* start Provided data *
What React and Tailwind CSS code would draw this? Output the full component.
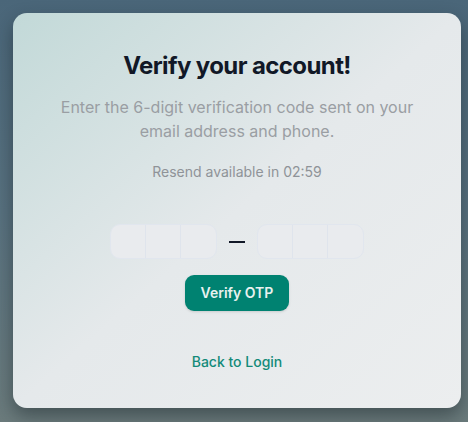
import { useState } from 'react';

export default function App() {
    const [code, setCode] = useState(['', '', '', '', '', '']);

    const setDigit = (i, v) => {
        const next = [...code];
        next[i] = v.slice(-1);
        setCode(next);
    };

    const cell = (i, last) => (
        <input
            key={i}
            value={code[i]}
            onChange={(e) => setDigit(i, e.target.value)}
            maxLength={1}
            className={`w-[35px] h-full bg-transparent text-center text-lg text-[#111827] outline-none ${last ? '' : 'border-r border-[#dfe4ec]'}`}
        />
    );

    return (
        <div className="w-[468px] h-[422px] overflow-hidden bg-linear-to-b from-[#4a6679] via-[#58717f] to-[#6b7b7c] flex items-start pl-[13px] pt-[13px] font-['Inter',sans-serif]">
            <div className="w-[448px] h-[395px] rounded-[14px] bg-linear-to-br from-[#c2d9d8] via-[#e5e9eb] to-[#eceeef] shadow-[0_8px_18px_rgba(20,30,35,0.45)] flex flex-col items-center pt-[37px]">
                <h1 className="text-2xl leading-8 font-bold text-[#111827] tracking-[-0.6px]">Verify your account!</h1>
                <p className="mt-[13px] text-base leading-6 text-[#9a9ea3] text-center w-[370px]">
                    Enter the 6-digit verification code sent on your email address and phone.
                </p>
                <p className="mt-[19px] text-sm leading-5 text-[#8f9398]">Resend available in 02:59</p>

                <div className="mt-[42px] flex items-center gap-3 h-[35px]">
                    <div className="flex h-full rounded-[10px] border border-[#e1e6ee] bg-[#e9ebee]">
                        {cell(0)}{cell(1)}{cell(2, true)}
                    </div>
                    <div className="w-4 h-[2px] bg-[#111827]" />
                    <div className="flex h-full rounded-[10px] border border-[#e1e6ee] bg-[#e9ebee]">
                        {cell(3)}{cell(4)}{cell(5, true)}
                    </div>
                </div>

                <button className="mt-4 w-[104px] h-9 rounded-[9px] bg-[#008271] text-[#e8f1ef] text-sm font-semibold shadow-sm">
                    Verify OTP
                </button>

                <a href="#" className="mt-[41px] text-sm leading-5 font-medium text-[#138a79]">Back to Login</a>
            </div>
        </div>
    );
}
* end Provided data *
Without including any pictures, reproduce the listing exactly.

Reply to the exercise
What React and Tailwind CSS code would draw this? Output the full component.
import { useState } from 'react';

export default function App() {
    const [code, setCode] = useState(['', '', '', '', '', '']);

    const setDigit = (i, v) => {
        const next = [...code];
        next[i] = v.slice(-1);
        setCode(next);
    };

    const cell = (i, last) => (
        <input
            key={i}
            value={code[i]}
            onChange={(e) => setDigit(i, e.target.value)}
            maxLength={1}
            className={`w-[35px] h-full bg-transparent text-center text-lg text-[#111827] outline-none ${last ? '' : 'border-r border-[#dfe4ec]'}`}
        />
    );

    return (
        <div className="w-[468px] h-[422px] overflow-hidden bg-linear-to-b from-[#4a6679] via-[#58717f] to-[#6b7b7c] flex items-start pl-[13px] pt-[13px] font-['Inter',sans-serif]">
            <div className="w-[448px] h-[395px] rounded-[14px] bg-linear-to-br from-[#c2d9d8] via-[#e5e9eb] to-[#eceeef] shadow-[0_8px_18px_rgba(20,30,35,0.45)] flex flex-col items-center pt-[37px]">
                <h1 className="text-2xl leading-8 font-bold text-[#111827] tracking-[-0.6px]">Verify your account!</h1>
                <p className="mt-[13px] text-base leading-6 text-[#9a9ea3] text-center w-[370px]">
                    Enter the 6-digit verification code sent on your email address and phone.
                </p>
                <p className="mt-[19px] text-sm leading-5 text-[#8f9398]">Resend available in 02:59</p>

                <div className="mt-[42px] flex items-center gap-3 h-[35px]">
                    <div className="flex h-full rounded-[10px] border border-[#e1e6ee] bg-[#e9ebee]">
                        {cell(0)}{cell(1)}{cell(2, true)}
                    </div>
                    <div className="w-4 h-[2px] bg-[#111827]" />
                    <div className="flex h-full rounded-[10px] border border-[#e1e6ee] bg-[#e9ebee]">
                        {cell(3)}{cell(4)}{cell(5, true)}
                    </div>
                </div>

                <button className="mt-4 w-[104px] h-9 rounded-[9px] bg-[#008271] text-[#e8f1ef] text-sm font-semibold shadow-sm">
                    Verify OTP
                </button>

                <a href="#" className="mt-[41px] text-sm leading-5 font-medium text-[#138a79]">Back to Login</a>
            </div>
        </div>
    );
}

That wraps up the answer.